Prime Minister Keir Starmer on Friday accused organizers of the Unite the Kingdom march of “peddling hate and division, plain and simple.”

The march was organized by anti-Islam activist Stephen Yaxley-Lennon, known as Tommy Robinson. The government barred 11 people it described as “foreign far-right agitators” from entering Britain to address the protest.

A previous protest led by Robinson in September drew around 150,000 people, police said, and featured a video address by US tech billionaire Elon Musk.

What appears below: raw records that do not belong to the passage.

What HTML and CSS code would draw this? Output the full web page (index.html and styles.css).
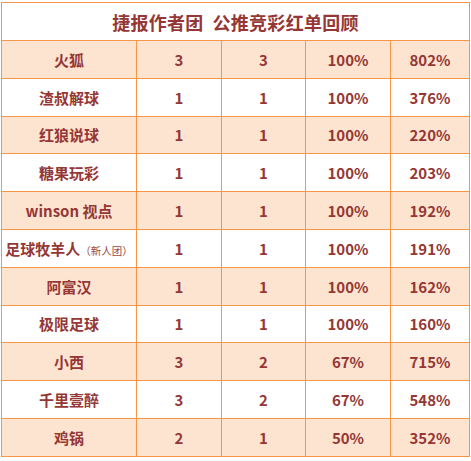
FILE: index.html
```html
<!DOCTYPE html>
<html lang="zh">
<head>
<meta charset="utf-8">
<link rel="stylesheet" href="styles.css">
</head>
<body>
<table class="board">
  <colgroup>
    <col class="c1"><col class="c2"><col class="c3"><col class="c4"><col class="c5">
  </colgroup>
  <tr class="title"><td colspan="5">捷报作者团&nbsp;&nbsp;公推竞彩红单回顾</td></tr>
  <tr class="odd"><td>火狐</td><td>3</td><td>3</td><td>100%</td><td>802%</td></tr>
  <tr><td>渣叔解球</td><td>1</td><td>1</td><td>100%</td><td>376%</td></tr>
  <tr class="odd"><td>红狼说球</td><td>1</td><td>1</td><td>100%</td><td>220%</td></tr>
  <tr><td>糖果玩彩</td><td>1</td><td>1</td><td>100%</td><td>203%</td></tr>
  <tr class="odd"><td>winson 视点</td><td>1</td><td>1</td><td>100%</td><td>192%</td></tr>
  <tr><td>足球牧羊人<span class="note">（新人团）</span></td><td>1</td><td>1</td><td>100%</td><td>191%</td></tr>
  <tr class="odd"><td>阿富汉</td><td>1</td><td>1</td><td>100%</td><td>162%</td></tr>
  <tr><td>极限足球</td><td>1</td><td>1</td><td>100%</td><td>160%</td></tr>
  <tr class="odd"><td>小西</td><td>3</td><td>2</td><td>67%</td><td>715%</td></tr>
  <tr><td>千里壹醉</td><td>3</td><td>2</td><td>67%</td><td>548%</td></tr>
  <tr class="odd"><td>鸡锅</td><td>2</td><td>1</td><td>50%</td><td>352%</td></tr>
</table>
</body>
</html>
```

FILE: styles.css
```css
html, body {
  margin: 0;
  padding: 0;
  background: #ffffff;
}
body {
  padding: 2px 0 0 1px;
  font-family: "Noto Sans CJK SC", "Noto Sans", sans-serif;
}
.board {
  border-collapse: collapse;
  table-layout: fixed;
  width: 468px;
  color: #953735;
}
.c1 { width: 135px; }
.c2 { width: 85px; }
.c3 { width: 84px; }
.c4 { width: 85px; }
.c5 { width: 79px; }
.board td {
  border: 1px solid #f79646;
  text-align: center;
  vertical-align: middle;
  height: 36.8px;
  padding: 0;
  font-size: 15px;
  font-weight: bold;
  line-height: 1;
  white-space: nowrap;
}
.board .title td {
  height: 37px;
  font-size: 18px;
  letter-spacing: 0.3px;
}
.board tr.odd td {
  background: #fde4d1;
}
.note {
  font-size: 10.5px;
  font-weight: normal;
  color: #9a4a48;
}
```
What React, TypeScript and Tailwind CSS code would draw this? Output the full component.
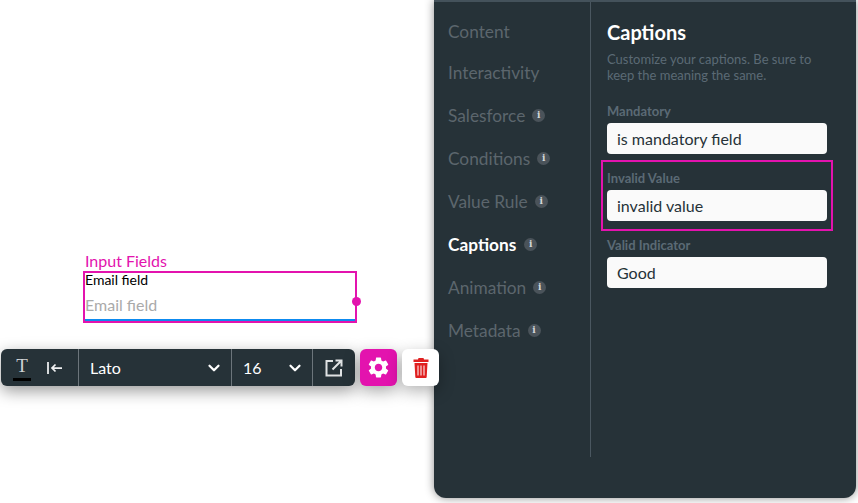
import { ChevronDown } from 'lucide-react';
import { MdSettings } from 'react-icons/md';

const navItems = [
  { label: 'Content', info: false, pad: 'h-[38px]' },
  { label: 'Interactivity', info: false, pad: 'h-[43px]' },
  { label: 'Salesforce', info: true, pad: 'h-[43px]' },
  { label: 'Conditions', info: true, pad: 'h-[43px]' },
  { label: 'Value Rule', info: true, pad: 'h-[43px]' },
  { label: 'Captions', info: true, active: true, pad: 'h-[43px]' },
  { label: 'Animation', info: true, pad: 'h-[43px]' },
  { label: 'Metadata', info: true, pad: 'h-[43px]' },
];

function InfoDot() {
  return (
    <span className="flex h-[13px] w-[13px] items-center justify-center rounded-full bg-[#4a535a] font-['DejaVu_Serif',serif] text-[9px] font-bold leading-none text-[#d5d8da]">
      i
    </span>
  );
}

function Field({ label, value }: { label: string; value: string }) {
  return (
    <div>
      <div className="mb-[3px] h-[18px] text-[13px] font-bold leading-[18px] text-[#5b6a75]">{label}</div>
      <div className="flex h-[31px] w-[220px] items-center rounded-[4px] bg-[#fafafa] pl-[10px] text-[16px] text-[#263238]">
        {value}
      </div>
    </div>
  );
}

export default function App() {
  return (
    <div className="relative h-[503px] w-[858px] overflow-hidden bg-white font-['Lato',sans-serif]">
      {/* Selected element on canvas */}
      <div className="absolute left-[85px] top-[251px] text-[16px] leading-[19px] text-[#e313ae]">Input Fields</div>
      <div className="absolute left-[83px] top-[271px] h-[52px] w-[274px] border-2 border-[#e313ae]">
        <div className="flex h-full flex-col border-b-2 border-[#0d8bf0]">
          <div className="h-[16px] text-[14px] leading-[13px] text-black">Email field</div>
          <div className="mt-[6px] text-[16px] leading-[19px] text-[#aaaaaa]">Email field</div>
        </div>
        <span className="absolute right-[-6px] top-[24px] h-[9px] w-[9px] rounded-full bg-[#e313ae]" />
      </div>

      {/* Toolbar */}
      <div className="absolute left-[1px] top-[349px] z-10 flex items-start gap-[5px]">
        <div className="flex h-[37px] w-[354px] items-center rounded-[6px] bg-[#263238] text-white shadow-[0_5px_16px_rgba(0,0,0,0.4)]">
          <div className="flex h-full w-[78px] items-center border-r border-[#6c757b]">
            <span className="relative ml-[12px] flex w-[18px] flex-col items-center font-['Liberation_Serif',serif] text-[19px] leading-[22px] text-[#cfd3d5]">
              T
              <span className="mt-[1px] h-[3px] w-[18px] bg-black" />
            </span>
            <svg width="16" height="12" viewBox="0 0 16 12" className="ml-[16px] text-[#f0f1f2]" fill="none" stroke="currentColor" strokeWidth="1.75">
              <path d="M1 0V12M15 6H5M8.500 2.500 5 6l3.500 3.500" />
            </svg>
          </div>
          <div className="flex h-full w-[153px] items-center justify-between border-r border-[#6c757b] pl-[11px] pr-[8px] text-[16px]">
            <span>Lato</span>
            <ChevronDown size={18} strokeWidth={3} />
          </div>
          <div className="flex h-full w-[81px] items-center justify-between border-r border-[#6c757b] pl-[11px] pr-[8px] text-[16px]">
            <span>16</span>
            <ChevronDown size={18} strokeWidth={3} />
          </div>
          <div className="flex flex-1 items-center justify-center">
            <svg width="18" height="18" viewBox="0 0 18 18" fill="none" stroke="#dfe2e3" strokeWidth="2">
              <path d="M8 2H1.500V16.500H16V10M7.500 10.500 16 2M10.500 1.500H16.500V7.500" />
            </svg>
          </div>
        </div>
        <div className="flex h-[37px] w-[37px] items-center justify-center rounded-[6px] bg-[#e313ae] text-white shadow-[0_5px_16px_rgba(0,0,0,0.35)]">
          <MdSettings size={25} />
        </div>
        <div className="flex h-[37px] w-[37px] items-center justify-center rounded-[6px] bg-white shadow-[0_5px_16px_rgba(0,0,0,0.3)]">
          <svg width="16" height="20" viewBox="0 0 16 20">
            <path fill="#e02020" d="M5.500 0h5l.5 1.500h4.500V4H.5V1.500H5zM1.500 5h13l-.8 14a1 1 0 0 1-1 1H3.300a1 1 0 0 1-1-1z" />
            <path stroke="#fff" strokeWidth="1" d="M5 7.500V17.500M8 7.500V17.500M11 7.500V17.500" />
          </svg>
        </div>
      </div>

      {/* Settings panel */}
      <div className="absolute left-[434px] top-0 h-[498px] w-[422px] rounded-b-[12px] border-t-2 border-[#44525b] bg-[#263238] shadow-[0_0_10px_rgba(0,0,0,0.45)]">
        <div className="flex h-[455px]">
          <div className="w-[157px] shrink-0 border-r border-[#4a5760] pl-[14px] pt-[11px]">
            {navItems.map(item => (
              <div key={item.label} className={`flex items-center ${item.active ? 'gap-[8px]' : 'gap-[7px]'} ${item.pad}`}>
                <span className={item.active ? 'text-[17.300px] font-bold text-white' : 'text-[17.300px] text-[#5c666d]'}>{item.label}</span>
                {item.info && <InfoDot />}
              </div>
            ))}
          </div>
          <div className="flex-1 pl-[16px] pt-[17px]">
            <h2 className="text-[20px] font-bold leading-[26px] text-white">Captions</h2>
            <p className="mt-[6px] w-[210px] text-[13px] leading-[16px] text-[#5b6a75]">
              Customize your captions. Be sure to keep the meaning the same.
            </p>
            <div className="mt-[19px]">
              <Field label="Mandatory" value="is mandatory field" />
            </div>
            <div className="mt-[6px] ml-[-6px] h-[71px] w-[232px] border-2 border-[#e313ae] pl-[4px] pt-[7px]">
              <Field label="Invalid Value" value="invalid value" />
            </div>
            <div className="mt-[5px]">
              <Field label="Valid Indicator" value="Good" />
            </div>
          </div>
        </div>
      </div>
    </div>
  );
}
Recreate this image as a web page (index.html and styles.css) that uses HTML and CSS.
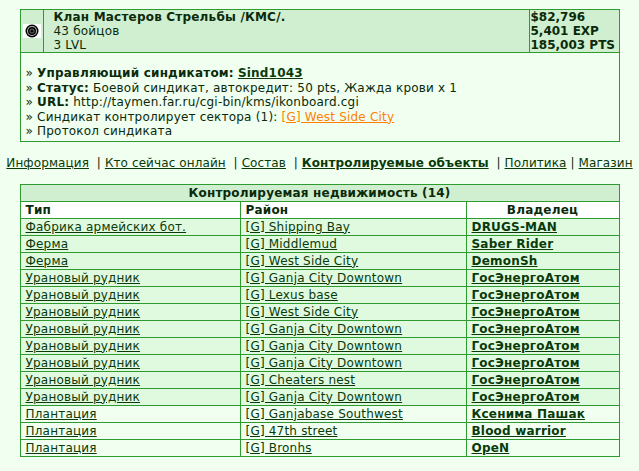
FILE: index.html
```html
<!DOCTYPE html>
<html lang="ru">
<head>
    <meta charset="UTF-8">
    <title>Клан Мастеров Стрельбы</title>
    <link rel="stylesheet" href="styles.css">
</head>
<body>
    <!-- Шапка синдиката -->
    <table class="clan-box">
        <tr class="clan-head">
            <td class="clan-icon">
                <svg width="18" height="14" viewBox="0 0 18 14">
                    <rect width="18" height="14" fill="#fff"/>
                    <circle cx="9" cy="7" r="6.5" fill="#000"/>
                    <circle cx="9" cy="7" r="5" fill="#bbb"/>
                    <circle cx="9" cy="7" r="4" fill="#000"/>
                    <circle cx="9" cy="7" r="2.5" fill="#666"/>
                    <circle cx="9" cy="7" r="1.5" fill="#000"/>
                </svg>
            </td>
            <td class="clan-name">
                <b>Клан Мастеров Стрельбы /КМС/.</b><br>
                43 бойцов<br>
                3 LVL
            </td>
            <td class="clan-stats">
                $82,796<br>
                5,401 EXP<br>
                185,003 PTS
            </td>
        </tr>
        <tr>
            <td colspan="3" class="clan-info">
                » <b>Управляющий синдикатом:</b> <a href="#" class="owner">Sind1043</a><br>
                » <b>Статус:</b> Боевой синдикат, автокредит: 50 pts, Жажда крови x 1<br>
                » <b>URL:</b> http://taymen.far.ru/cgi-bin/kms/ikonboard.cgi<br>
                » Синдикат контролирует сектора (1): <a href="#" class="sector">[G] West Side City</a><br>
                » Протокол синдиката
            </td>
        </tr>
    </table>

    <div class="nav">
        <a href="#">Информация</a>&nbsp; | <a href="#">Кто сейчас онлайн</a>&nbsp; | <a href="#">Состав</a>&nbsp; | <a href="#" class="current">Контролируемые объекты</a>&nbsp; | <a href="#">Политика</a> | <a href="#">Магазин</a>
    </div>

    <table class="estate">
        <colgroup>
            <col class="col-type">
            <col class="col-area">
            <col>
        </colgroup>
        <tr>
            <td colspan="3" class="estate-title">Контролируемая недвижимость (14)</td>
        </tr>
        <tr class="estate-cols">
            <td>Тип</td>
            <td>Район</td>
            <td class="col-owner">Владелец</td>
        </tr>
        <tbody id="estateRows"></tbody>
    </table>

    <script>
        const rows = [
            ['Фабрика армейских бот.', '[G] Shipping Bay', 'DRUGS-MAN', 'a'],
            ['Ферма', '[G] Middlemud', 'Saber Rider', 'a'],
            ['Ферма', '[G] West Side City', 'DemonSh', 'a'],
            ['Урановый рудник', '[G] Ganja City Downtown', 'ГосЭнергоАтом', 'a'],
            ['Урановый рудник', '[G] Lexus base', 'ГосЭнергоАтом', 'a'],
            ['Урановый рудник', '[G] West Side City', 'ГосЭнергоАтом', 'a'],
            ['Урановый рудник', '[G] Ganja City Downtown', 'ГосЭнергоАтом', 'a'],
            ['Урановый рудник', '[G] Ganja City Downtown', 'ГосЭнергоАтом', 'a'],
            ['Урановый рудник', '[G] Ganja City Downtown', 'ГосЭнергоАтом', 'a'],
            ['Урановый рудник', '[G] Cheaters nest', 'ГосЭнергоАтом', 'a'],
            ['Урановый рудник', '[G] Ganja City Downtown', 'ГосЭнергоАтом', 'a'],
            ['Плантация', '[G] Ganjabase Southwest', 'Ксенима Пашак', 'b'],
            ['Плантация', '[G] 47th street', 'Blood warrior', 'b'],
            ['Плантация', '[G] Bronhs', 'OpeN', 'b']
        ];

        const body = document.getElementById('estateRows');
        rows.forEach(r => {
            const tr = document.createElement('tr');
            tr.className = 'row-' + r[3];
            tr.innerHTML = `
                <td><a href="#">${r[0]}</a></td>
                <td><a href="#">${r[1]}</a></td>
                <td><a href="#" class="owner">${r[2]}</a></td>
            `;
            body.appendChild(tr);
        });
    </script>
</body>
</html>
```

FILE: styles.css
```css
/* Общие стили */
body {
    margin: 0;
    padding-top: 9px;
    background-color: #f0fff0;
    color: #0a2a0a;
    font-family: "DejaVu Sans", Verdana, sans-serif;
    font-size: 12px;
    letter-spacing: 0.2px;
}

a {
    color: #0a3a0a;
}

table {
    border-collapse: collapse;
    margin: 0 auto;
    width: 600px;
}

td {
    border: 1px solid #2f9a2f;
    padding: 0 5px;
    line-height: 14px;
}

/* Шапка клана */
.clan-head {
    background-color: #d0eed0;
}

.clan-icon {
    width: 12px;
    padding: 0 2px;
}

.clan-icon svg {
    display: block;
}

.clan-name {
    padding: 0 10px;
}

.clan-stats {
    width: 88px;
    padding: 0 0 0 1px;
    font-weight: bold;
    white-space: nowrap;
    letter-spacing: 0;
}

.clan-info {
    padding: 13px 5px 2px 5px;
    line-height: 14.5px;
}

.owner {
    font-weight: bold;
}

.sector {
    color: #ff8000;
}

/* Меню */
.nav {
    text-align: center;
    white-space: nowrap;
    letter-spacing: 0.1px;
    margin: 14px 0 14px 0;
}

.nav .current {
    font-weight: bold;
}

/* Таблица недвижимости */
.estate {
    table-layout: fixed;
}

.estate td {
    height: 16px;
    padding: 0 5px;
    white-space: nowrap;
}

.estate-title {
    background-color: #d0eed0;
    text-align: center;
    font-weight: bold;
}

.estate-cols {
    background-color: #fff;
    font-weight: bold;
}

.col-type {
    width: 220px;
}

.col-area {
    width: 226px;
}

.col-owner {
    text-align: center;
}

.row-a {
    background-color: #e0fae0;
}

.row-b {
    background-color: #f0fff0;
}
```
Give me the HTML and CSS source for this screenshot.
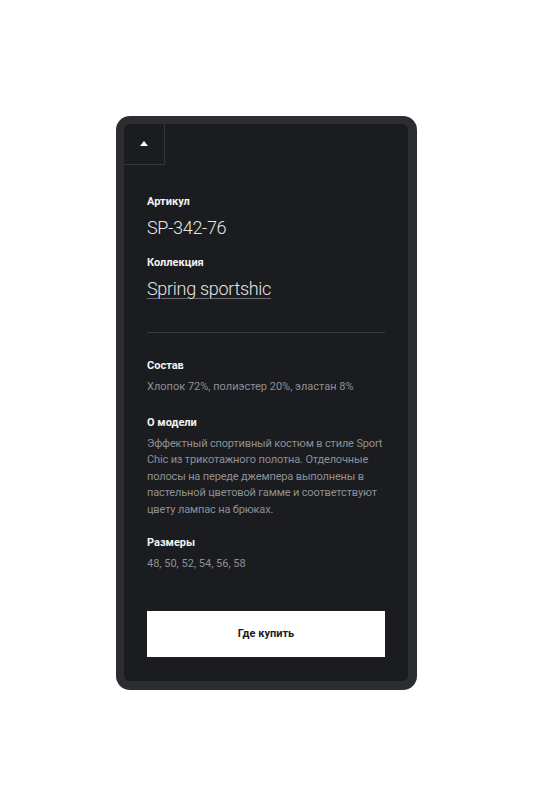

More than 20 people were arrested, and police are still seeking more than 50 suspects.

MARCHERS WAVE BRITISH AND ENGLISH FLAGS

On Saturday, Robinson supporters gathered in central London, waving mainly British and English flags.

“I think that too much migration – not migration, but too much migration – is causing a lot of problems, upsetting a delicate balance here,” said Allison Parr, who also criticized net-zero environmental policies.

Annual net migration approached 900,000 in 2022 and 2023, but fell back to around 200,000 last year after tighter work visa rules.

Concern over immigration – including the arrival of asylum seekers on small boats – has weighed on Starmer’s popularity and boosted the right-wing Reform UK party, whose leader Nigel Farage has distanced himself from Robinson.

Some protesters chanted abuse about Starmer.

Robinson, who has convictions for assault, stalking and other offenses, urged supporters this week to act peacefully in what he billed as “the greatest patriotic display the world has ever seen.”

Earlier this year, he traveled to the US, where he met a State Department official and addressed supporters about what he called “the dangers of Islam” and “the Islamification of Great Britain.”

Census data showed 6.5 percent of people in England and Wales identified as Muslim in 2021, up from 4.9 percent in 2011.

PRO-PALESTINIAN PROTESTERS MARK NAKBA DAY

Nearby, pro-Palestinian demonstrators held a march to mark Nakba Day, commemorating Palestinians’ loss of land in the 1948 war that followed the creation of Israel. “Nakba” means catastrophe in Arabic.

The march also drew those opposing the Unite the Kingdom rally, alongside predominantly Palestinian flags.

London has recently seen a spate of arson attacks on Jewish sites, and two Jewish men were stabbed last month in an incident being treated as terrorism.

Police said repeated large pro-Palestinian marches – 33 since the Hamas-led attack on Israel in October 2023 – had left many Jewish people feeling too intimidated to enter central London.

While protesters held a range of views, police said they routinely made arrests for racially and religiously aggravated public order offenses, inciting racial hatred or supporting proscribed organizations.

The government said police would arrest protesters who chanted “globalize the intifada,” a reference to Palestinian uprisings against Israel that many British Jews view as inciting antisemitism.

Some protesters on Saturday chanted “Death to the IDF”, referring to the Israeli army – language that police said had previously been a reason for arrests when aimed at Jewish people.